Can you explain in detail how can I use the weighted sums to force the autocorrelation and how can I find all the parameters I need?
 
  • #4
Whether I can explain it depends on you background in mathematics, including probability theory - and whether I have time! It isn't a good idea to write computer simulations for any serious purpose without having the mathematical background to understand how they work. If your are doing this for recreation, a board game etc. then perhaps it's Ok.

To start with, I suggest that you consider the weights represented by constants [itex] k_1, k_2, k_3 [/itex].

Let [itex] S_j = k_1 x_j + k_2 x_{j+1} + k_3 x_{j+2} [/itex]

Compute [itex] Cov(S_j, S_{j+1}), Cov(S_j,S_{j+2}) [/itex] etc. and see how the constants determine those covariances.
 
  • #5
Yes, I understand what I have to calculate. Actually , what I don't understand is a result from a book I read. The idea is
[itex]X_t[/itex] is a stationary gaussian process. I have m states.
[itex]p(t) = 1 - t/m[/itex] the autocorrelation function.
So, [itex] p(t) = Cov(X_s, X_{s+t}) / Var(X_t) [/itex].
Now, to simulate it, are generated some uniform random values [itex]V_i[/itex] in [itex] [-a,a][/itex].
Now [itex]X_t = V_1 + V_2 + .. +V_N, X_{t+1} = V_{p+1} + V_{p+2} + .. + V_{N+p}[/itex] and so on.N is enough large to use the central limit theorem.
My real problem is that there is stated that [itex]Cov[X_t , X_{t+k}] = E[(X_t - X_{t+k})^2] = 2No -Cov(X_t,X_{t+k}) [/itex], where o is the variance for [itex]V_t[/itex]. Next is stated that for [itex]k < N/p, Cov[X_t , X_{t+k}] = E[(X_t - X_{t+k})^2] = 2kp^2[/itex]. My problem is that I can't reach to this results, I can't prove them. If you can give me some ideas or links to read about this idea to aproximate, it would be great. Thanks again.
 
  • #6
gordonc4513 said:
[itex]Cov[X_t , X_{t+k}] = E[(X_t - X_{t+k})^2] = 2No -Cov(X_t,X_{t+k}) [/itex], where o is the variance for [itex]V_t[/itex].

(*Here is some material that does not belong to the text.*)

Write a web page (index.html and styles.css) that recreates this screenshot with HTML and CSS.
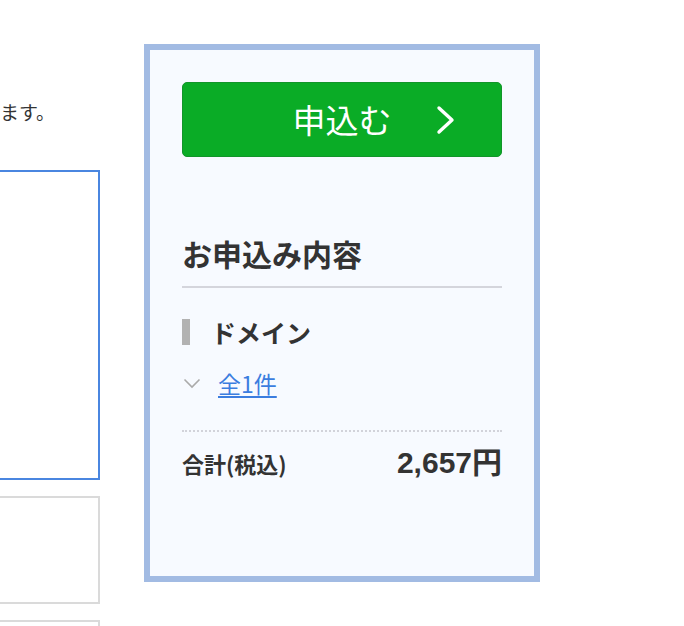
FILE: index.html
```html
<!DOCTYPE html>
<html lang="ja">
<head>
  <meta charset="UTF-8" />
  <meta name="viewport" content="width=device-width, initial-scale=1" />
  <title>お申込み</title>
  <link rel="stylesheet" href="styles.css">
</head>
<body>

<div class="page">
  <main class="content">
    <p class="lead"><span>ご希望のドメインを検索し、取得したいドメインを選択するとお申込みいただけます。</span></p>
    <div class="box box-active"></div>
    <div class="box box-plain"></div>
    <div class="box box-plain"></div>
  </main>

  <aside class="summary">
    <button type="button" class="apply-btn">
      申込む
      <svg class="apply-arrow" width="22" height="30" viewBox="0 0 22 30">
        <polyline points="4,3 17,15 4,27" fill="none" stroke="#fff" stroke-width="3.4" stroke-linecap="round" stroke-linejoin="round" />
      </svg>
    </button>

    <h2 class="summary-title">お申込み内容</h2>

    <h3 class="item-title">ドメイン</h3>
    <div class="item-toggle">
      <svg class="toggle-icon" width="18" height="11" viewBox="0 0 18 11">
        <polyline points="1.5,1.5 9,9 16.5,1.5" fill="none" stroke="#aaaaaa" stroke-width="1.6" />
      </svg>
      <a href="#" class="toggle-link">全1件</a>
    </div>

    <div class="total">
      <span class="total-label">合計(税込)</span>
      <span class="total-price">2,657円</span>
    </div>
  </aside>
</div>

</body>
</html>
```

FILE: styles.css
```css
body {
  margin: 0;
  padding: 0;
  background: #fff;
  color: #333;
  font-family: "Noto Sans CJK JP", "Noto Sans", sans-serif;
  overflow: hidden;
}
.page {
  display: flex;
  align-items: flex-start;
  gap: 44px;
  height: 626px;
  overflow: hidden;
}
.content {
  width: 500px;
  margin-left: -400px;
  padding-top: 100px;
  flex-shrink: 0;
}
.lead {
  margin: 0;
  display: flex;
  justify-content: flex-end;
  overflow: hidden;
  white-space: nowrap;
  font-size: 19px;
  line-height: 24px;
  padding-right: 45px;
  color: #333;
}
.box {
  box-sizing: border-box;
  background: #fff;
}
.box-active {
  margin-top: 46px;
  height: 310px;
  border: 2px solid #4a86e0;
}
.box-plain {
  margin-top: 16px;
  height: 108px;
  border: 2px solid #dadada;
}
.summary {
  margin-top: 44px;
  width: 320px;
  min-height: 462px;
  padding: 32px;
  border: 6px solid #a2bbe3;
  background: #f7faff;
  flex-shrink: 0;
}
.apply-btn {
  position: relative;
  display: flex;
  align-items: center;
  justify-content: center;
  width: 100%;
  height: 75px;
  padding: 0;
  border: 1px solid #12952a;
  border-radius: 5px;
  background: #0aac26;
  color: #fff;
  font-family: inherit;
  font-size: 33px;
  line-height: 1;
  cursor: pointer;
}
.apply-arrow {
  position: absolute;
  right: 44px;
  top: 22px;
}
.summary-title {
  margin: 76px 0 0;
  padding-bottom: 13px;
  border-bottom: 2px solid #d4d5dc;
  font-size: 30px;
  line-height: 40px;
  font-weight: bold;
  color: #333;
}
.item-title {
  display: flex;
  align-items: center;
  margin: 31px 0 0;
  font-size: 25px;
  line-height: 26px;
  font-weight: bold;
  color: #333;
}
.item-title::before {
  content: "";
  width: 8px;
  height: 26px;
  margin-right: 21px;
  background: #b2b2b2;
}
.item-toggle {
  display: flex;
  align-items: center;
  margin-top: 23px;
  padding-bottom: 32px;
  border-bottom: 2px dotted #d2d3da;
  line-height: 30px;
}
.toggle-icon {
  margin-left: 1px;
  margin-right: 17px;
}
.toggle-link {
  font-size: 23px;
  color: #3b7ddf;
  text-decoration: underline;
  text-underline-offset: 3px;
}
.total {
  display: flex;
  align-items: center;
  justify-content: space-between;
  margin-top: 13px;
  line-height: 36px;
  font-weight: bold;
  color: #333;
}
.total-label {
  font-size: 22px;
}
.total-price {
  font-size: 30px;
  font-family: "Liberation Sans", "Noto Sans CJK JP", sans-serif;
}
```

[tex] E[(X_t - X_{t+k})^2] = E( X_t^2 - 2 X_t X_{t+k} + X_{t+k}^2) = E(X_t^2) - 2 E(X_t X_{t_k}) + E(X_{t+k}^2) = N_o - 2 E(X_t X_{t+k}) + N_o [/tex]

Next is stated that for [itex]k < N/p, Cov[X_t , X_{t+k}] = E[(X_t - X_{t+k})^2] = 2kp^2[/itex].

That could be a mess to write out, but the way I would start it is:

[tex] COV( X_t, X_{t+k}) = COV( (\sum_A V_i + \sum_B V_i) (\sum_B V_i + \sum_C V_i) ) [/tex]

Where [itex] A [/itex] are the [itex] Vi [/itex] unique to [itex] X_t [/itex], [itex] B [/itex] are the [itex] V_i [/itex] common to both [itex] X_t [/itex] and [itex] X_{t+k} [/itex] and [itex] C [/itex] are the [itex] V_i [/itex] unique to [itex] X_{t+k} [/itex].

As I recall, the covariance function obeys a distributive law that would give:

[tex] = COV( \sum_A V_i ,\sum_B V_i) + COV(\sum_A V_i ,\sum_C V_i) + COV(\sum_B V_i ,\sum_B V_i) + COV(\sum_B V_i ,\sum_C V_i) [/tex]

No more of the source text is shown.